For each line that holds "React", copy the line out.

-.-.-

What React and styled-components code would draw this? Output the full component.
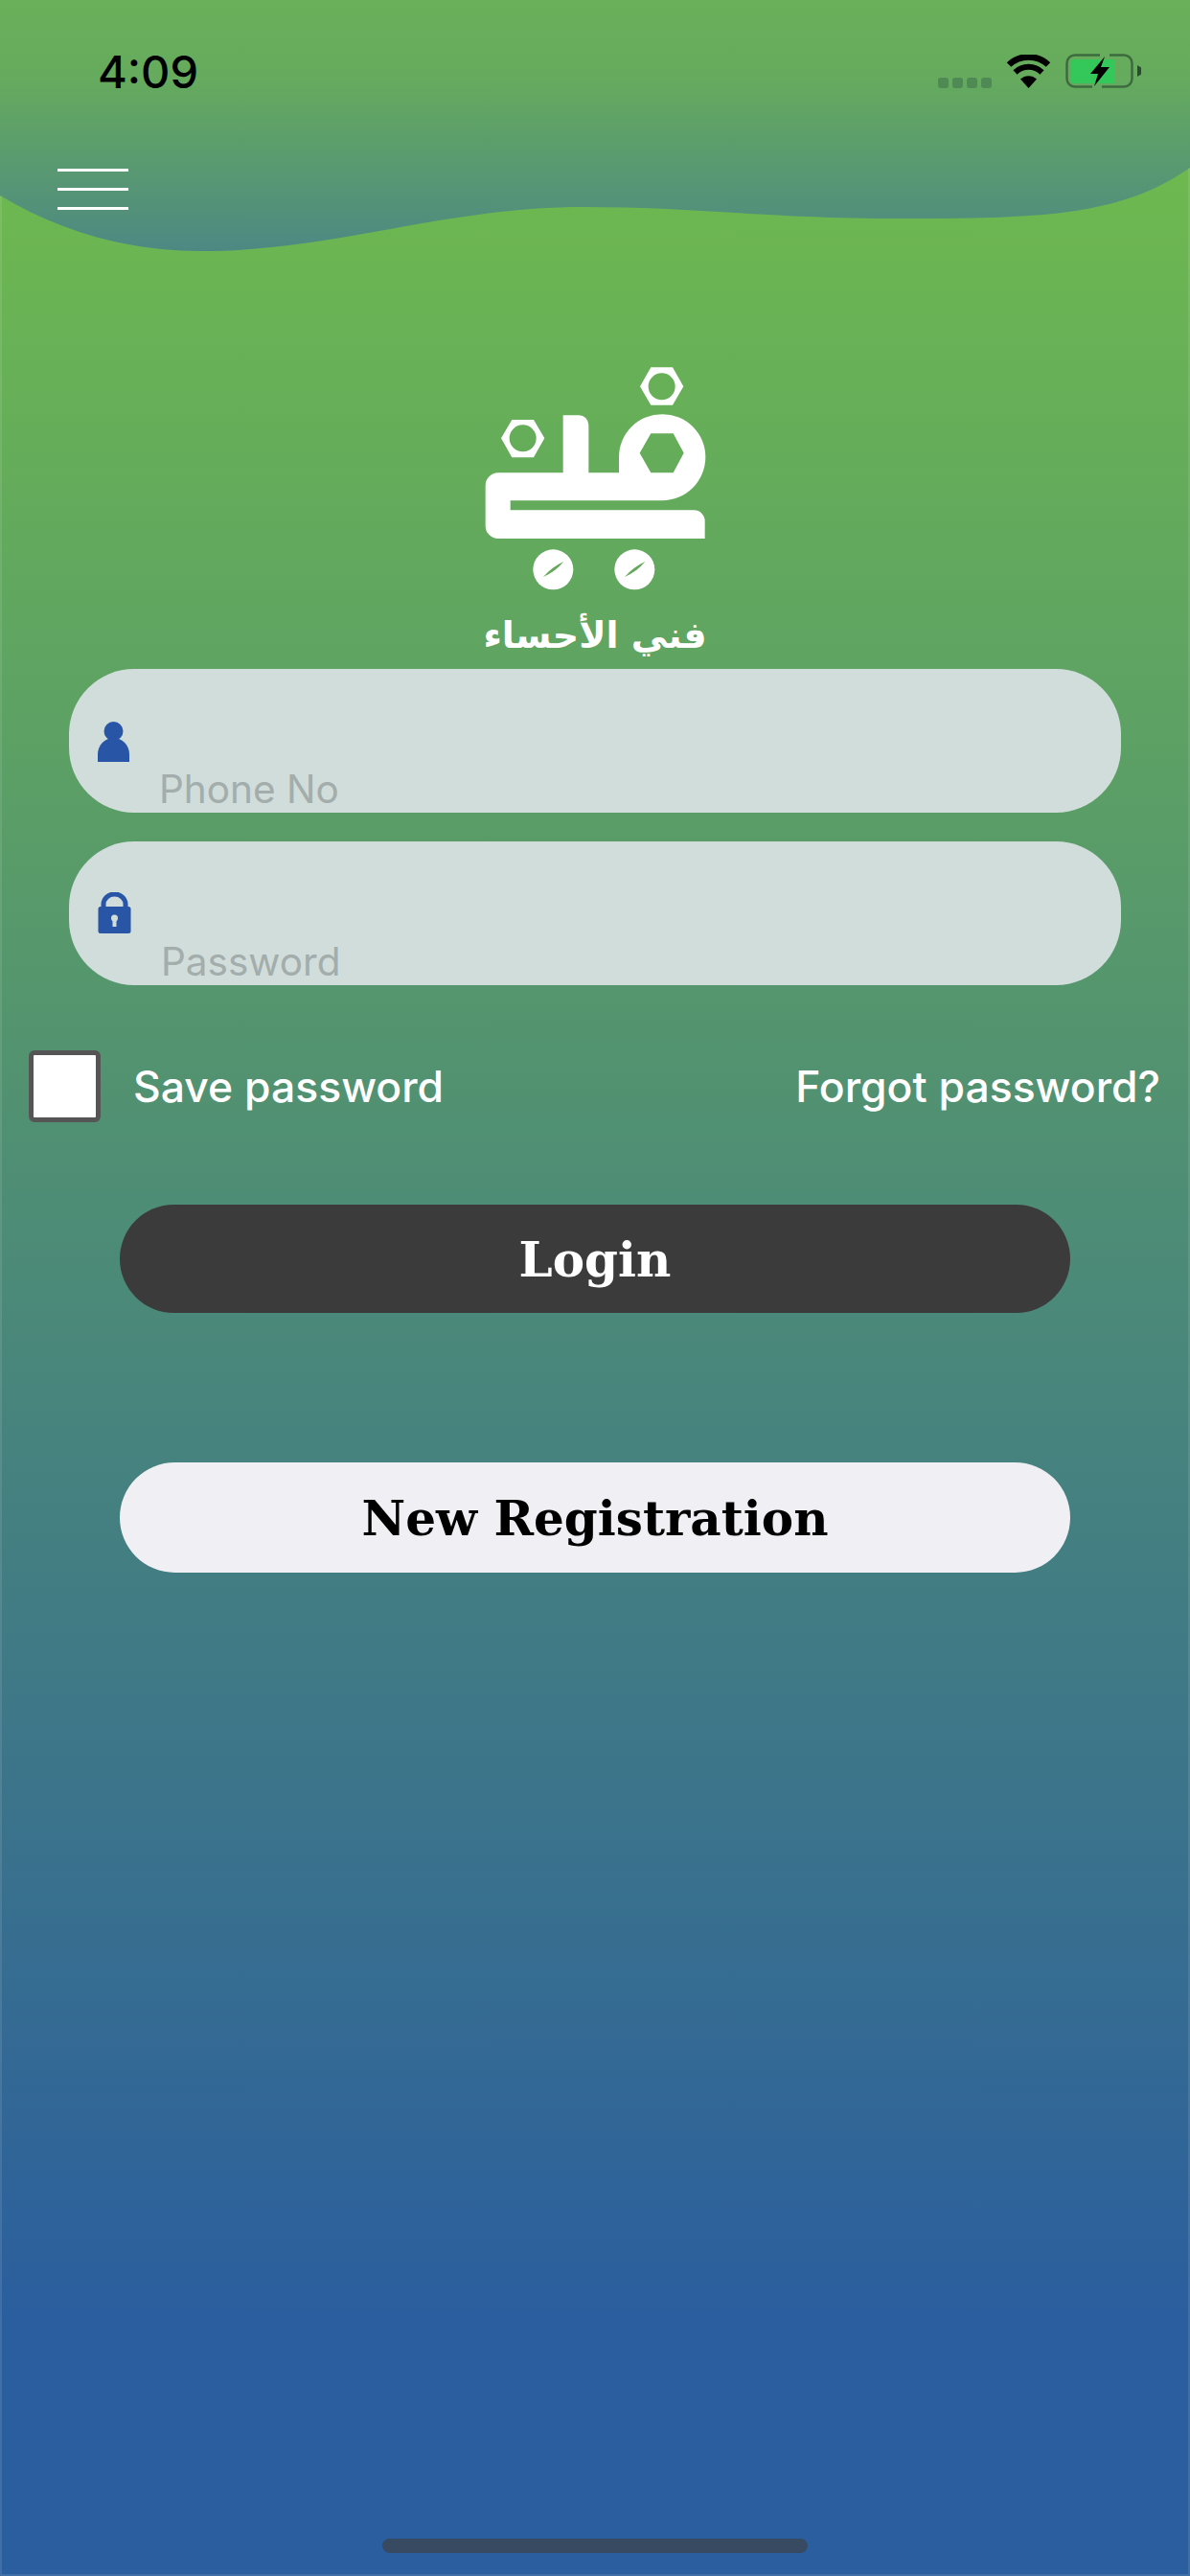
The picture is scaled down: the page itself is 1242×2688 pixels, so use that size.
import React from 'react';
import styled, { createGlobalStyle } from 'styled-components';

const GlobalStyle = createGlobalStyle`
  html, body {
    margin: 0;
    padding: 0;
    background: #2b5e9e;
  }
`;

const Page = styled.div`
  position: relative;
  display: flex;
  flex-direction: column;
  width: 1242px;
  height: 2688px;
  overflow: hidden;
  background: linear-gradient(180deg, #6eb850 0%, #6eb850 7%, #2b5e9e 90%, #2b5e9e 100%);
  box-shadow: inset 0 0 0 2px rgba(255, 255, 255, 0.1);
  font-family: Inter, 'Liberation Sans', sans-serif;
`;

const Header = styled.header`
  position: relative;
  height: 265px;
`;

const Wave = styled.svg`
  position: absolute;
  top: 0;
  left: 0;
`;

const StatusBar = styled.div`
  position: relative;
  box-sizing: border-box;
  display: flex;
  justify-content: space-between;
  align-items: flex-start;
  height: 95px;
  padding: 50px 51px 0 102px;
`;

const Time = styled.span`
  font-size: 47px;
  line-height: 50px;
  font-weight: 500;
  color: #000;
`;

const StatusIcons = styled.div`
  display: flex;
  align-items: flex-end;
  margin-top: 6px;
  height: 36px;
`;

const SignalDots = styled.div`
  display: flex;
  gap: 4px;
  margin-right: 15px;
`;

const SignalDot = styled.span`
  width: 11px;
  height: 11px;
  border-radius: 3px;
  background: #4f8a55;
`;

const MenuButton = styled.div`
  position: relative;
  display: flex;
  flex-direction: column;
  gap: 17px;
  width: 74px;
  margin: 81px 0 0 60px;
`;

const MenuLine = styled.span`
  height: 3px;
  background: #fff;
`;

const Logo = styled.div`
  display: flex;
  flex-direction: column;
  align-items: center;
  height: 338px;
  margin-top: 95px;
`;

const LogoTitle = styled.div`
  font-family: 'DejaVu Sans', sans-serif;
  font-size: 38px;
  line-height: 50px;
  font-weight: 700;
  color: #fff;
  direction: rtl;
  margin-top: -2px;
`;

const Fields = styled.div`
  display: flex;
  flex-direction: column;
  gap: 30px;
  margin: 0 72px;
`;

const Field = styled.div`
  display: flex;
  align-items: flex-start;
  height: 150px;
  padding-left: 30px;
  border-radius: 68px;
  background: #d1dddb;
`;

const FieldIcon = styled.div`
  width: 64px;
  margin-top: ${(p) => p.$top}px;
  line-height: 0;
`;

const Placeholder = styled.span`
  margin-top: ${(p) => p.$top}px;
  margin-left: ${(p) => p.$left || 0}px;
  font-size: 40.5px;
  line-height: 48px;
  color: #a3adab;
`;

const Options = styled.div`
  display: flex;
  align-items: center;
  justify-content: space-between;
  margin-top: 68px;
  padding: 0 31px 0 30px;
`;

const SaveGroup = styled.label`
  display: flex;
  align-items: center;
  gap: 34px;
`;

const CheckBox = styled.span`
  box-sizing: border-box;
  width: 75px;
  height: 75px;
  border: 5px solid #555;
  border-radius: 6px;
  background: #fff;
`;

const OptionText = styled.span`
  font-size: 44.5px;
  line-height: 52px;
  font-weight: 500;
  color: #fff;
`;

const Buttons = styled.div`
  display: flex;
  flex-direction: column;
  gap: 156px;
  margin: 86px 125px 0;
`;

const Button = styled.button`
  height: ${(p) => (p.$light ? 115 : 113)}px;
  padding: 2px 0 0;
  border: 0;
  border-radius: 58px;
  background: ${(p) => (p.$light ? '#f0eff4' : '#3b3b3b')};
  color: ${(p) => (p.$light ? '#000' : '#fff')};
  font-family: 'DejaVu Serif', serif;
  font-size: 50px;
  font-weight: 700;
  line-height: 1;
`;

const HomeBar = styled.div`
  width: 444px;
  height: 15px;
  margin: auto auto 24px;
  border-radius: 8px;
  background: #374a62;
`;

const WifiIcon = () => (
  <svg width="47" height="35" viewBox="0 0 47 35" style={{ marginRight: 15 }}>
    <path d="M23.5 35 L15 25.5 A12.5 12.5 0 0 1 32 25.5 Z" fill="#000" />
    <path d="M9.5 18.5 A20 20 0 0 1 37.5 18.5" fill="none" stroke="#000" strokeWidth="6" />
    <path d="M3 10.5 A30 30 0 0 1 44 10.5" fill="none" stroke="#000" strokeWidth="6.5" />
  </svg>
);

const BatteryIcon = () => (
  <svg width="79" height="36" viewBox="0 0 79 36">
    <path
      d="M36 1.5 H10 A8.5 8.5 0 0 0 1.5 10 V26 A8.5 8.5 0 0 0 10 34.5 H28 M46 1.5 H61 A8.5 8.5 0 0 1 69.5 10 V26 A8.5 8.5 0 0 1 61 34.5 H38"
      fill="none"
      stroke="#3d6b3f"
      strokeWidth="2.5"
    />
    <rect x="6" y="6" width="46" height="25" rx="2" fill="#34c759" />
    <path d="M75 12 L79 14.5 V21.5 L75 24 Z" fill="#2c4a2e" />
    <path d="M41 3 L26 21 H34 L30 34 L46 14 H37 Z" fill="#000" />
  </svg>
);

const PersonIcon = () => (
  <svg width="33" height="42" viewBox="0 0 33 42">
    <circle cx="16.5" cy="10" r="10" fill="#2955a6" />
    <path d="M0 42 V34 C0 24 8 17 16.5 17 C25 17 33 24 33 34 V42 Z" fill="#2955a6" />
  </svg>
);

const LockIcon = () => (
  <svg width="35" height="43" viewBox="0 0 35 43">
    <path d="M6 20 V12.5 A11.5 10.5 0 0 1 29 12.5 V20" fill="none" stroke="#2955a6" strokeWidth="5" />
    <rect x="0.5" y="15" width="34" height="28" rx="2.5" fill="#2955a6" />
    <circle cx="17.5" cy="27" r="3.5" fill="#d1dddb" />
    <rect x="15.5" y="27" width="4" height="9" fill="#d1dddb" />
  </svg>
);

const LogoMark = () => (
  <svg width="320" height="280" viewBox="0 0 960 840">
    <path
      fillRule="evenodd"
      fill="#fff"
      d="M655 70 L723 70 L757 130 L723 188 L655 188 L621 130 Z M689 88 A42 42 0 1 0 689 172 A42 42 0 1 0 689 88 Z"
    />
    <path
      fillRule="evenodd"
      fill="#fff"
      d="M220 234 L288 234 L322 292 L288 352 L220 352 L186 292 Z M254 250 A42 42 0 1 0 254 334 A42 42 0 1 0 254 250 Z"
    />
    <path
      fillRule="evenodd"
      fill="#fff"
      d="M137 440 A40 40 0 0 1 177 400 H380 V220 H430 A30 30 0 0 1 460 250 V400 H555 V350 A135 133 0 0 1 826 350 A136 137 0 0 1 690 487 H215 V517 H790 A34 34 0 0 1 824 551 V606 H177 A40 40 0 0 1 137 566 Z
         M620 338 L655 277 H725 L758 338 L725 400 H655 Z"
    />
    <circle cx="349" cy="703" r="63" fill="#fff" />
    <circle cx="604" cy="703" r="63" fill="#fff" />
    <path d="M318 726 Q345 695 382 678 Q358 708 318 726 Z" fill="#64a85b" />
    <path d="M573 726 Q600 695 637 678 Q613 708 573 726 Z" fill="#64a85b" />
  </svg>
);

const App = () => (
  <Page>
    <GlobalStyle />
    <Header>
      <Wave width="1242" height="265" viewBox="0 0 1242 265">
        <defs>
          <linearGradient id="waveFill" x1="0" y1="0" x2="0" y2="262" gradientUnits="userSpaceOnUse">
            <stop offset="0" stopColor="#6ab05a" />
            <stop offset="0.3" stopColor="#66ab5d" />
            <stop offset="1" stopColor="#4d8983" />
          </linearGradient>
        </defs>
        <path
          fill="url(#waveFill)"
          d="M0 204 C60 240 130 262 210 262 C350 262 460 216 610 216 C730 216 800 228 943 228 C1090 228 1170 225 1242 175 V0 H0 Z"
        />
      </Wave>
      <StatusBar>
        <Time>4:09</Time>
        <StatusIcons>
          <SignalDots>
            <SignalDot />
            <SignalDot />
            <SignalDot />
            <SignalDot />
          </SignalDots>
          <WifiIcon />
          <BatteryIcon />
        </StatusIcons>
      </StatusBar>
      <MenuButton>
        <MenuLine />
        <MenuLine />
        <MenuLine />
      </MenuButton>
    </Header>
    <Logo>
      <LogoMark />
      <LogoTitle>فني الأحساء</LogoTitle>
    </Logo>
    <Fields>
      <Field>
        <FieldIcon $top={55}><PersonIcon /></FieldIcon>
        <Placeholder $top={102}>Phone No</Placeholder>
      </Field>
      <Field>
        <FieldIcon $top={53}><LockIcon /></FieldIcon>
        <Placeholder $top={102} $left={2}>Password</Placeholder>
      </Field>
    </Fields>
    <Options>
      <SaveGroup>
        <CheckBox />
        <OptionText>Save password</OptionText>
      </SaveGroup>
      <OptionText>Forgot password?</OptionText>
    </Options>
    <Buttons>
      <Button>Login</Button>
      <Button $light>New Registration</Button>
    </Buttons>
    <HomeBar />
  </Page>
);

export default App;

-.-.-

* Result of this exercise
What React and styled-components code would draw this? Output the full component.
import React from 'react';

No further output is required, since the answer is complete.